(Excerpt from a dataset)
——————————
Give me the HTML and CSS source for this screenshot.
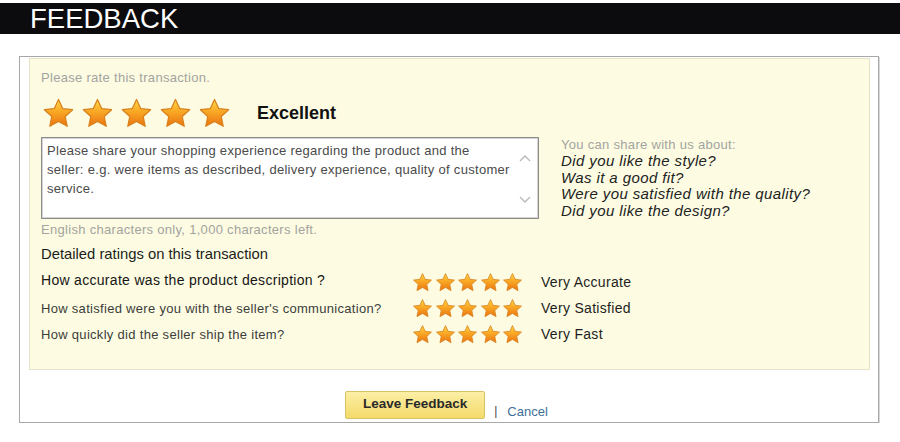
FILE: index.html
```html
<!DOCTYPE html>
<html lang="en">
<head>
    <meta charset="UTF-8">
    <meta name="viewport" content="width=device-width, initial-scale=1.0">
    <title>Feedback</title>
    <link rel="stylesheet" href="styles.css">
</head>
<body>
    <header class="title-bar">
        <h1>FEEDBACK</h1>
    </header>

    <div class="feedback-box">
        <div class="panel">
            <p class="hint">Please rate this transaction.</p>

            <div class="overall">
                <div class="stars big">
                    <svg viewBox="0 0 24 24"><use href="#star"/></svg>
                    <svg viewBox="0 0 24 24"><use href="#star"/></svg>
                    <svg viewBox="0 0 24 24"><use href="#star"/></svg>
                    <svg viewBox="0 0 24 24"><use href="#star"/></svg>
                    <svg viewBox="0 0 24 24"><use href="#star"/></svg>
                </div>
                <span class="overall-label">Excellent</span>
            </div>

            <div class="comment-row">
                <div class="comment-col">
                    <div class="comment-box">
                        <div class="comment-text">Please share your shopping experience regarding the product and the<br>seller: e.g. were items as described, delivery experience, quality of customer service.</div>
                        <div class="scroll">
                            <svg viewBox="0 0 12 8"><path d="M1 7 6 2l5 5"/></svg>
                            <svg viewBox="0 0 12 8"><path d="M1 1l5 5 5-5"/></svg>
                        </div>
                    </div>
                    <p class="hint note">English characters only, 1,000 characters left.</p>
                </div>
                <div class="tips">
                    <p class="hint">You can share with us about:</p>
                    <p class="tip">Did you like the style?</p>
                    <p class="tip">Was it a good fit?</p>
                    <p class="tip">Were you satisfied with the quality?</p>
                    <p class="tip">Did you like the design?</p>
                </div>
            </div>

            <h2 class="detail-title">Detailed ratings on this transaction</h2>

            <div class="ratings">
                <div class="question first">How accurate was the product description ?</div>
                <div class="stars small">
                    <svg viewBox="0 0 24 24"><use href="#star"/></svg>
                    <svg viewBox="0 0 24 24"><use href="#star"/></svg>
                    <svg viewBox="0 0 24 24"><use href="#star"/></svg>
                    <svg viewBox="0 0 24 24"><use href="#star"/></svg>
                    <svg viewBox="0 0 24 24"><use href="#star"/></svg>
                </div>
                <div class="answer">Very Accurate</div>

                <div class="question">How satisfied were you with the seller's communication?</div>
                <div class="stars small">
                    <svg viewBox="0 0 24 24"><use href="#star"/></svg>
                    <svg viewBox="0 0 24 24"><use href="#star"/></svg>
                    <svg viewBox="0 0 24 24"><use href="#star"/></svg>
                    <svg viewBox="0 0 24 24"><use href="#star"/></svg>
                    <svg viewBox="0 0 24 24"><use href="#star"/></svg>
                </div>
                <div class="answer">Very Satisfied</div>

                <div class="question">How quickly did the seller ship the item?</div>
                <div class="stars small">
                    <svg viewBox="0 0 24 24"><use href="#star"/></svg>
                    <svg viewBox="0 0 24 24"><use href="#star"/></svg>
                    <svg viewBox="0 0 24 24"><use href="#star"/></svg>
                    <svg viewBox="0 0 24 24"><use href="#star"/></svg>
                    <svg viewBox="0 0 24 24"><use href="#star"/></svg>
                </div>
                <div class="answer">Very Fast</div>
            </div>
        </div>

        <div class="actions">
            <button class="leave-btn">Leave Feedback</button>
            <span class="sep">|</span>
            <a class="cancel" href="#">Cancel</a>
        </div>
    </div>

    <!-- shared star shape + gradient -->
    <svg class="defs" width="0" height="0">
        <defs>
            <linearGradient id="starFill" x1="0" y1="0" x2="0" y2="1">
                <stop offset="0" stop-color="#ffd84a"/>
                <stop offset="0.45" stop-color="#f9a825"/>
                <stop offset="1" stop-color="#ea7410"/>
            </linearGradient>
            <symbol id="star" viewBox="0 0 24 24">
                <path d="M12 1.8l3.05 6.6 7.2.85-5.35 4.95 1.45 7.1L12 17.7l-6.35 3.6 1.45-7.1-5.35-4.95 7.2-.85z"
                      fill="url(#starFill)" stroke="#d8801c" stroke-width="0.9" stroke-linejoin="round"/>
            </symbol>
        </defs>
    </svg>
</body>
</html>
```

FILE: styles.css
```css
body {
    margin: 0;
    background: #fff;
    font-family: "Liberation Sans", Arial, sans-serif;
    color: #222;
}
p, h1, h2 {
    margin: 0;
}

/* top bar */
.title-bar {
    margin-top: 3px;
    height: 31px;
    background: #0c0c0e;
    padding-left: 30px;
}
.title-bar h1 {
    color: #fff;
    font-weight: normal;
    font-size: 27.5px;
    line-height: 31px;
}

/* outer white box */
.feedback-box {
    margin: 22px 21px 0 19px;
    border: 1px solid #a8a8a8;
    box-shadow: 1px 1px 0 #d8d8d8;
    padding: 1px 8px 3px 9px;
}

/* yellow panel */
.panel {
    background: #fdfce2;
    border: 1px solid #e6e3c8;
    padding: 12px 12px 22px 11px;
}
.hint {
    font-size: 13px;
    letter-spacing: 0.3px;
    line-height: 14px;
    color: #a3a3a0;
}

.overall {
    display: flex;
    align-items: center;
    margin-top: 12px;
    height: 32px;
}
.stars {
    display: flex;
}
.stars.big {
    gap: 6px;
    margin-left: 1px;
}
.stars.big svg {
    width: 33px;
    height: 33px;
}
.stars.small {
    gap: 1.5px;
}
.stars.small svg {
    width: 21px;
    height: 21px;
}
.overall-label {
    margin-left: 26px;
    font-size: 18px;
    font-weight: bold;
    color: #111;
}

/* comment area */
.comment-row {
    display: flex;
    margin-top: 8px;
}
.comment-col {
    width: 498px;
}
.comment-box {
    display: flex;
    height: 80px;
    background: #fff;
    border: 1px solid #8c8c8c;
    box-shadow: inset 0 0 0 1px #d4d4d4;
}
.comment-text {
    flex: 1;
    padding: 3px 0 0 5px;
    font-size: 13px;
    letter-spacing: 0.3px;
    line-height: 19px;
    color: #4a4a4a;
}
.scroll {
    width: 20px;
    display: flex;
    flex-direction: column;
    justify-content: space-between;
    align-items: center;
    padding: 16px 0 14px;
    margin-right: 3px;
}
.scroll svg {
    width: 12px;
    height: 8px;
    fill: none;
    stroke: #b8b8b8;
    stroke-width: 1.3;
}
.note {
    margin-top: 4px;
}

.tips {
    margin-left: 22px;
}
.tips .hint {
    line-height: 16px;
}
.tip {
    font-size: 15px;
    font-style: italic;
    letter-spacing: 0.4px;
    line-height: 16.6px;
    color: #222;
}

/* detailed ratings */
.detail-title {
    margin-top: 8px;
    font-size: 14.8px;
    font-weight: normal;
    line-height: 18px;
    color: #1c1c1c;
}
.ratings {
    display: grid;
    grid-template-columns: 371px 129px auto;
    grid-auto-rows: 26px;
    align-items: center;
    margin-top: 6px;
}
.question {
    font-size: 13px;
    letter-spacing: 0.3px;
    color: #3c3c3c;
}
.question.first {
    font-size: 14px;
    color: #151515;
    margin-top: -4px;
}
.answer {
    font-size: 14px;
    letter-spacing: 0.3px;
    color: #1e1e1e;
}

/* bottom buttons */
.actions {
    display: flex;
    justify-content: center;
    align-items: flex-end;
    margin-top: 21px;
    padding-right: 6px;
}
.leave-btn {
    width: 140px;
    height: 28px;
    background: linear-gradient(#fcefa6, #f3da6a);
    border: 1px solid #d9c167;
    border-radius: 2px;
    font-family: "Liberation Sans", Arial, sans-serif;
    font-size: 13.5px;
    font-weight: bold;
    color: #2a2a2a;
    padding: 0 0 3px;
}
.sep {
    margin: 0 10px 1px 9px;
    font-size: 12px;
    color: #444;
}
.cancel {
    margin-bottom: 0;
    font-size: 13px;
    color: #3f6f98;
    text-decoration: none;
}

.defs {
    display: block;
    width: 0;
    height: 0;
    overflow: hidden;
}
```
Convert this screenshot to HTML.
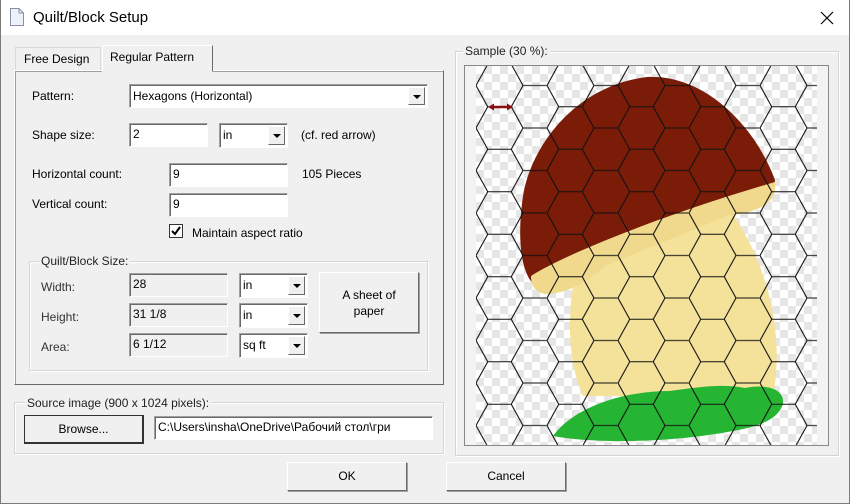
——————————
→ **EXERCISE DIRECTIONS**:
Count all lines of the data that include "this". The answer is the number alone.

→ **EXERCISE SOLUTION**:
4